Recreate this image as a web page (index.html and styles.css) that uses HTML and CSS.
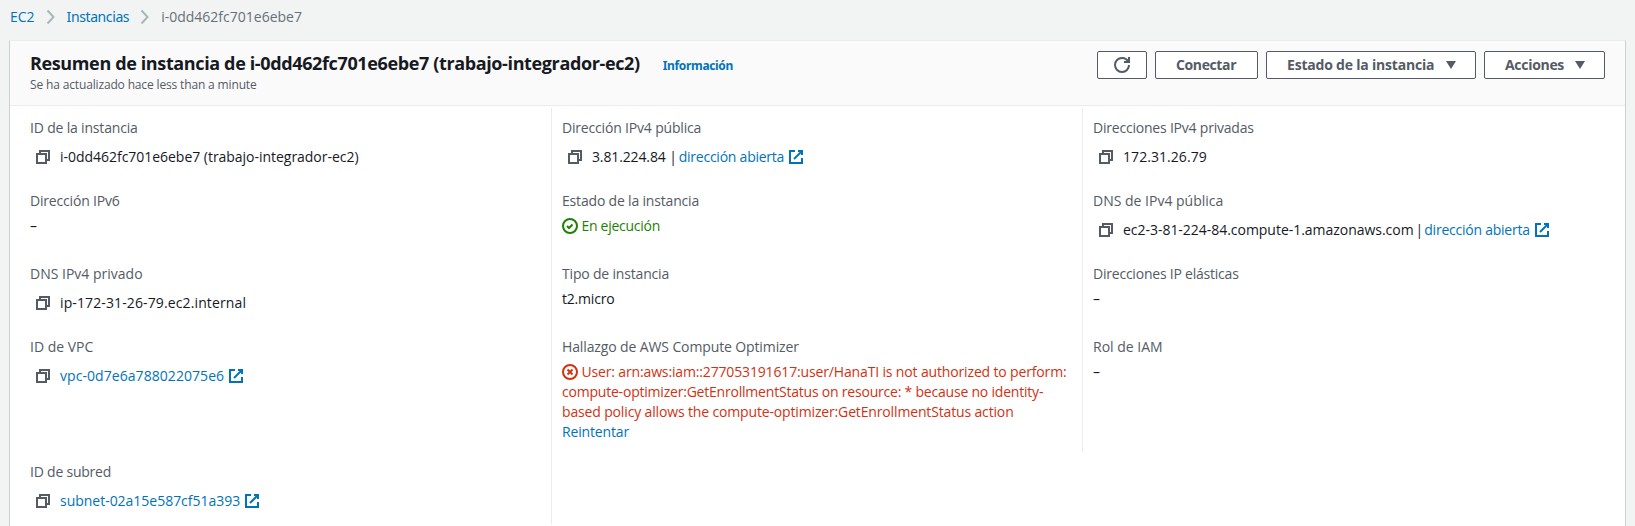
FILE: index.html
```
<!DOCTYPE html>
<html lang="es">
<head>
<meta charset="utf-8">
<title>Resumen de instancia</title>
<link rel="stylesheet" href="styles.css">
</head>
<body>
<svg class="sprite" aria-hidden="true">
  <symbol id="copy" viewBox="0 0 16 16"><path d="M2 5h9v9H2z"/><path d="M5 5V2h9v9h-3"/></symbol>
  <symbol id="external" viewBox="0 0 16 16"><path d="M10 2h4v4"/><path d="m6 10 8-8"/><path d="M14 9.05V14H2V2h5"/></symbol>
  <symbol id="chevron" viewBox="0 0 10 16"><path d="m1.5 1.5 6 6.5-6 6.5"/></symbol>
  <symbol id="caret" viewBox="0 0 10 8"><path d="M0 0h10L5 8z"/></symbol>
</svg>

<nav class="breadcrumbs">
  <a>EC2</a>
  <svg class="chevron"><use href="#chevron"/></svg>
  <a class="crumb-instances">Instancias</a>
  <svg class="chevron"><use href="#chevron"/></svg>
  <span class="crumb-current">i-0dd462fc701e6ebe7</span>
</nav>

<main class="panel">
  <header class="header">
    <div class="heading">
      <div class="title-row">
        <h1>Resumen de instancia de i-0dd462fc701e6ebe7 (trabajo-integrador-ec2)</h1>
        <a class="info">Información</a>
      </div>
      <p class="updated">Se ha actualizado hace less than a minute</p>
    </div>
    <div class="actions">
      <button class="btn refresh" aria-label="Actualizar"><svg class="icon" viewBox="0 0 16 16"><path d="M10 5h5V0"/><path d="M15 8a6.957 6.957 0 0 1-7 7 6.957 6.957 0 0 1-7-7 6.957 6.957 0 0 1 7-7 6.87 6.87 0 0 1 6.3 4"/></svg></button>
      <button class="btn connect">Conectar</button>
      <button class="btn state"><span>Estado de la instancia</span><svg class="caret"><use href="#caret"/></svg></button>
      <button class="btn more"><span>Acciones</span><svg class="caret"><use href="#caret"/></svg></button>
    </div>
  </header>

  <section class="grid">
    <div class="cell">
      <div class="label snug">ID de la instancia</div>
      <div class="value copyable"><svg class="icon copy"><use href="#copy"/></svg><span class="instance-id">i-0dd462fc701e6ebe7 (trabajo-integrador-ec2)</span></div>
    </div>
    <div class="cell">
      <div class="label snug">Dirección IPv4 pública</div>
      <div class="value copyable"><svg class="icon copy"><use href="#copy"/></svg><span class="ip">3.81.224.84 |</span><a class="open">dirección abierta</a><svg class="icon external"><use href="#external"/></svg></div>
    </div>
    <div class="cell">
      <div class="label private-label">Direcciones IPv4 privadas</div>
      <div class="value copyable"><svg class="icon copy"><use href="#copy"/></svg><span class="private-ip">172.31.26.79</span></div>
    </div>

    <div class="cell">
      <div class="label snug">Dirección IPv6</div>
      <div class="value plain">–</div>
    </div>
    <div class="cell">
      <div class="label snug">Estado de la instancia</div>
      <div class="value plain running"><svg class="icon status" viewBox="0 0 16 16"><circle cx="8" cy="8" r="7"/><path d="m5 8 2 2 3.52-3.52"/></svg> En ejecución</div>
    </div>
    <div class="cell">
      <div class="label">DNS de IPv4 pública</div>
      <div class="value copyable"><svg class="icon copy"><use href="#copy"/></svg><span class="dns">ec2-3-81-224-84.compute-1.amazonaws.com</span><span class="bar">|</span><a class="open">dirección abierta</a><svg class="icon external"><use href="#external"/></svg></div>
    </div>

    <div class="cell">
      <div class="label">DNS IPv4 privado</div>
      <div class="value copyable"><svg class="icon copy"><use href="#copy"/></svg><span class="private-dns">ip-172-31-26-79.ec2.internal</span></div>
    </div>
    <div class="cell">
      <div class="label snug">Tipo de instancia</div>
      <div class="value plain type">t2.micro</div>
    </div>
    <div class="cell">
      <div class="label tight">Direcciones IP elásticas</div>
      <div class="value plain">–</div>
    </div>

    <div class="cell">
      <div class="label">ID de VPC</div>
      <div class="value copyable"><svg class="icon copy"><use href="#copy"/></svg><a class="vpc">vpc-0d7e6a788022075e6</a><svg class="icon external"><use href="#external"/></svg></div>
    </div>
    <div class="cell">
      <div class="label optimizer">Hallazgo de AWS Compute Optimizer</div>
      <div class="value plain error"><svg class="icon status" viewBox="0 0 16 16"><circle cx="8" cy="8" r="7"/><path d="m5.5 5.5 5 5M10.5 5.5l-5 5"/></svg> User: arn:aws:iam::277053191617:user/HanaTI is not authorized to perform:<br><span class="resource">compute-optimizer:GetEnrollmentStatus on resource: * because no identity-</span><br>based policy allows the compute-optimizer:GetEnrollmentStatus action<br><a>Reintentar</a></div>
    </div>
    <div class="cell">
      <div class="label">Rol de IAM</div>
      <div class="value plain">–</div>
    </div>

    <div class="cell">
      <div class="label tight">ID de subred</div>
      <div class="value copyable"><svg class="icon copy"><use href="#copy"/></svg><a class="subnet">subnet-02a15e587cf51a393</a><svg class="icon external"><use href="#external"/></svg></div>
    </div>
  </section>
</main>
</body>
</html>
```
FILE: styles.css
```
* { box-sizing: border-box; }

body {
  margin: 0;
  height: 526px;
  overflow: hidden;
  background: #f2f3f3;
  color: #16191f;
  font: 14px/20px "Open Sans", "Noto Sans", sans-serif;
  display: flex;
  flex-direction: column;
}

a { color: #0073bb; }
svg { fill: none; flex: none; display: block; }
.sprite { width: 0; height: 0; position: absolute; }
.icon { width: 16px; height: 16px; stroke: currentColor; stroke-width: 2; }

.breadcrumbs {
  height: 40px;
  flex: none;
  padding: 7px 0 0 10px;
  display: flex;
  color: #687078;
}
.chevron {
  width: 10px;
  height: 16px;
  margin: 2px 11px 0 11px;
  stroke: #aab7b8;
  stroke-width: 2;
}
.crumb-instances { font-family: "Noto Sans", sans-serif; letter-spacing: -0.4px; }

.panel {
  flex: 1;
  margin: 0 9px;
  background: #fff;
  border: 1px solid #cbd1d2;
  border-top-color: #eaeded;
  border-bottom: 0;
}

.header {
  height: 65px;
  background: #fafafa;
  border-bottom: 1px solid #eaeded;
  padding: 10px 20px 0;
  display: flex;
  justify-content: space-between;
}
.title-row { display: flex; align-items: baseline; gap: 23px; padding-top: 1px; }
h1 { margin: 0; font-size: 18px; line-height: 22px; font-weight: 700; letter-spacing: -0.37px; }
.info { font: 700 12px/20px "Noto Sans", sans-serif; letter-spacing: -0.34px; }
.updated { margin: 0; font-size: 12px; line-height: 18px; color: #545b64; letter-spacing: -0.15px; }

.actions { display: flex; gap: 8px; align-items: flex-start; }
.btn {
  height: 28px;
  padding: 0 20px;
  border: 1px solid #545b64;
  border-radius: 2px;
  background: #fff;
  color: #545b64;
  font: 700 14px/20px "Open Sans", sans-serif;
  display: flex;
  align-items: center;
  justify-content: space-between;
}
.refresh { width: 50px; padding: 0 16px; }
.connect { width: 103px; letter-spacing: -0.38px; }
.state { width: 210px; letter-spacing: -0.2px; }
.more { width: 121px; letter-spacing: -0.3px; }
.caret { width: 10px; height: 8px; fill: #545b64; }
.state .caret, .more .caret { margin-right: -1px; }

.grid {
  display: grid;
  grid-template-columns: 542px 531px 1fr;
  grid-template-rows: 73px 73px 73px 125px 73px;
  padding-top: 2px;
}
.cell { padding: 10px 9px 0 10px; border-right: 1px solid #eaeded; white-space: nowrap; }
.cell:nth-child(3n + 1) { padding-left: 20px; }
.cell:nth-child(3n) { border-right: 0; }

.label { color: #545b64; margin-bottom: 4px; }
.snug { letter-spacing: -0.18px; }
.tight { letter-spacing: -0.22px; }
.private-label { letter-spacing: -0.21px; }
.optimizer { letter-spacing: -0.12px; }

.plain { padding-top: 1px; }
.copyable { display: flex; align-items: center; height: 30px; }
.copy { color: #545b64; margin: 0 9px 0 5px; }
.external { color: #0073bb; margin-left: 4px; }
.instance-id { letter-spacing: -0.03px; }
.ip { margin-right: 2px; letter-spacing: -0.13px; }
.dns { letter-spacing: -0.03px; }
.bar { margin: 0 1px 0 2px; }
.open { letter-spacing: -0.24px; }
.private-ip { letter-spacing: 0.06px; }
.private-dns { letter-spacing: 0.12px; }
.vpc { letter-spacing: 0.06px; }
.subnet { letter-spacing: -0.02px; }
.type { letter-spacing: -0.2px; }

.status { display: inline-block; vertical-align: -3px; }
.running { color: #1d8102; letter-spacing: -0.26px; }
.error { color: #d13212; letter-spacing: -0.15px; }
.resource { letter-spacing: -0.21px; }
```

» **What is required**
Read the lines above. Gather those in which the string "styles" is found.

» **Exercise response**
Recreate this image as a web page (index.html and styles.css) that uses HTML and CSS.
<link rel="stylesheet" href="styles.css">
FILE: styles.css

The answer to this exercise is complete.